The main use cases are Xen PV guests and SEV-SNP guests running under
Hyper-V.

Instead of trying to work around all the issues by adding if statements
here and there, just try to use the complete available infrastructure
by setting up a read-only MTRR state when needed.

In the Xen PV case the current MTRR MSR values can be read from the
hypervisor, while for the SEV-SNP case all needed is to set the
default caching mode to "WB".

I have added more cleanup which has been discussed when looking into
the most recent failures.

Note that I couldn't test the Hyper-V related change (patch 3).
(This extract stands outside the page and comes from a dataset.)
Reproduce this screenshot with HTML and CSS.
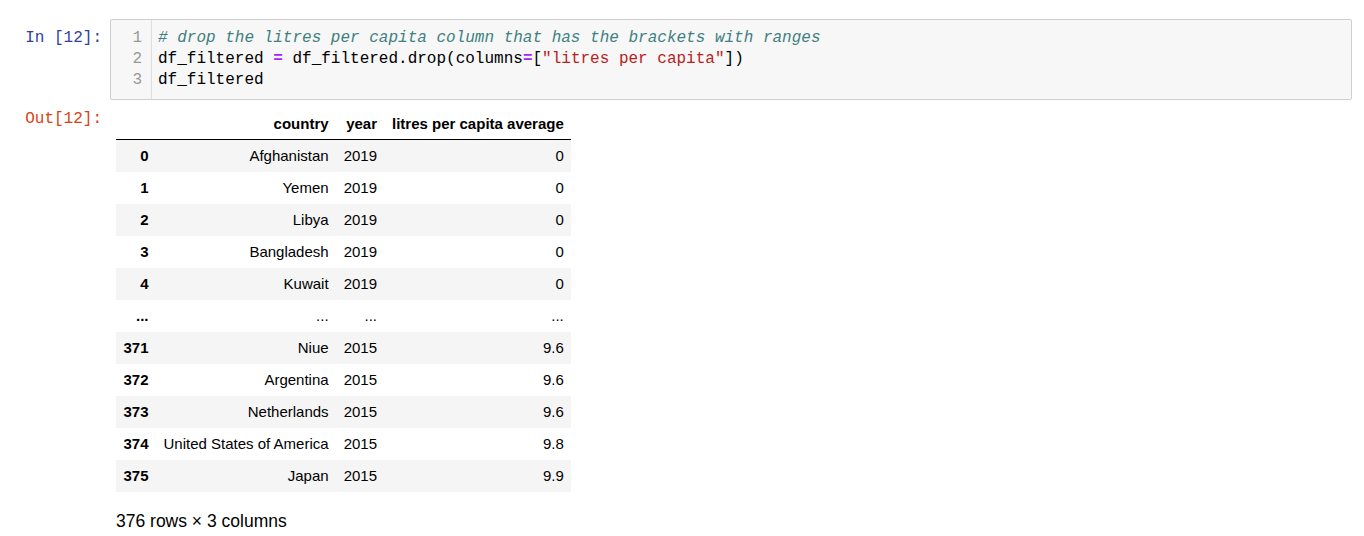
FILE: index.html
```html
<!DOCTYPE html>
<html>
<head>
<meta charset="utf-8">
<link rel="stylesheet" href="styles.css">
</head>
<body>
<div class="notebook">
  <div class="cell">
    <div class="input">
      <div class="prompt prompt-in">In&nbsp;[12]:</div>
      <div class="editor">
        <div class="gutter">
          <div class="ln">1</div>
          <div class="ln">2</div>
          <div class="ln">3</div>
        </div>
        <div class="code">
          <div class="line"><span class="cm">#&nbsp;drop&nbsp;the&nbsp;litres&nbsp;per&nbsp;capita&nbsp;column&nbsp;that&nbsp;has&nbsp;the&nbsp;brackets&nbsp;with&nbsp;ranges</span></div>
          <div class="line">df_filtered&nbsp;<span class="op">=</span>&nbsp;df_filtered.drop(columns<span class="op">=</span>[<span class="str">"litres&nbsp;per&nbsp;capita"</span>])</div>
          <div class="line">df_filtered</div>
        </div>
      </div>
    </div>
    <div class="output">
      <div class="prompt prompt-out">Out[12]:</div>
      <div class="output-sub">
        <table class="dataframe">
          <thead>
            <tr><th></th><th>country</th><th>year</th><th>litres per capita average</th></tr>
          </thead>
          <tbody>
            <tr><th>0</th><td>Afghanistan</td><td>2019</td><td>0</td></tr>
            <tr><th>1</th><td>Yemen</td><td>2019</td><td>0</td></tr>
            <tr><th>2</th><td>Libya</td><td>2019</td><td>0</td></tr>
            <tr><th>3</th><td>Bangladesh</td><td>2019</td><td>0</td></tr>
            <tr><th>4</th><td>Kuwait</td><td>2019</td><td>0</td></tr>
            <tr><th>...</th><td>...</td><td>...</td><td>...</td></tr>
            <tr><th>371</th><td>Niue</td><td>2015</td><td>9.6</td></tr>
            <tr><th>372</th><td>Argentina</td><td>2015</td><td>9.6</td></tr>
            <tr><th>373</th><td>Netherlands</td><td>2015</td><td>9.6</td></tr>
            <tr><th>374</th><td>United States of America</td><td>2015</td><td>9.8</td></tr>
            <tr><th>375</th><td>Japan</td><td>2015</td><td>9.9</td></tr>
          </tbody>
        </table>
        <p class="shape">376 rows × 3 columns</p>
      </div>
    </div>
  </div>
</div>
</body>
</html>
```

FILE: styles.css
```css
html, body {
  margin: 0;
  padding: 0;
  background: #ffffff;
}

body {
  font-family: "Liberation Sans", Arial, sans-serif;
  color: #000000;
}

.notebook {
  padding: 19px 12px 0 0;
}

.input,
.output {
  display: flex;
  align-items: flex-start;
}

.prompt {
  flex: 0 0 110px;
  box-sizing: border-box;
  text-align: right;
  padding-right: 8px;
  font-family: "Liberation Mono", "DejaVu Sans Mono", monospace;
  font-size: 16px;
  line-height: 21px;
}

.prompt-in {
  color: #303f9f;
  padding-top: 9px;
}

.prompt-out {
  color: #d84315;
  padding-top: 9px;
}

.editor {
  flex: 1 1 auto;
  display: flex;
  background: #f7f7f7;
  border: 1px solid #cfcfcf;
  border-radius: 2px;
  font-family: "Liberation Mono", "DejaVu Sans Mono", monospace;
  font-size: 16px;
  line-height: 21px;
}

.gutter {
  flex: 0 0 41px;
  box-sizing: border-box;
  border-right: 1px solid #dddddd;
  padding: 8px 9px 8px 0;
  text-align: right;
  color: #999999;
}

.code {
  flex: 1 1 auto;
  padding: 8px 6px 8px 6px;
  color: #000000;
  white-space: nowrap;
}

.cm {
  color: #408080;
  font-style: italic;
}

.op {
  color: #aa22ff;
  font-weight: bold;
}

.str {
  color: #ba2121;
}

.output-sub {
  padding: 7px 0 0 6px;
}

.dataframe {
  border-collapse: collapse;
  border-spacing: 0;
  font-size: 15px;
  color: #000000;
}

.dataframe thead {
  border-bottom: 1px solid #000000;
}

.dataframe th,
.dataframe td {
  padding: 7.5px;
  line-height: 17px;
  text-align: right;
  vertical-align: middle;
  white-space: nowrap;
}

.dataframe th {
  font-weight: bold;
}

.dataframe thead th {
  vertical-align: bottom;
  padding-bottom: 7px;
}

.dataframe tbody tr:nth-child(odd) {
  background: #f5f5f5;
}

.shape {
  margin: 17px 0 0 0;
  font-size: 17.5px;
  line-height: 25px;
}
```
Running on bare metal and with Xen didn't show any problems with the
series applied.

It should be noted that patches 9+10 are replacing today's way to
lookup the MTRR cache type for a memory region from looking at the
MTRR register values to building a memory map with the cache types.
This should make the lookup much faster and much easier to understand.

Changes in V2:
- replaced former patches 1+2 with new patches 1-4, avoiding especially
  the rather hacky approach of V1, while making all the MTRR type
  conflict tests available for the Xen PV case
- updated patch 6 (was patch 4 in V1)

Changes in V3:
- dropped patch 5 of V2, as already applied
- split patch 1 of V2 into 2 patches
- new patches 6-10
- addressed comments

Changes in V4:
- addressed comments

Juergen Gross (12):
  x86/mtrr: split off physical address size calculation
  x86/mtrr: optimize mtrr_calc_physbits()
  x86/mtrr: support setting MTRR state for software defined MTRRs
  x86/hyperv: set MTRR state when running as SEV-SNP Hyper-V guest
  x86/xen: set MTRR state when running as Xen PV initial domain
  x86/mtrr: replace vendor tests in MTRR code
  x86/mtrr: allocate mtrr_value array dynamically
  x86/mtrr: add get_effective_type() service function
  x86/mtrr: construct a memory map with cache modes
  x86/mtrr: use new cache_map in mtrr_type_lookup()
  x86/mtrr: don't let mtrr_type_lookup() return MTRR_TYPE_INVALID
  x86/mm: only check uniform after calling mtrr_type_lookup()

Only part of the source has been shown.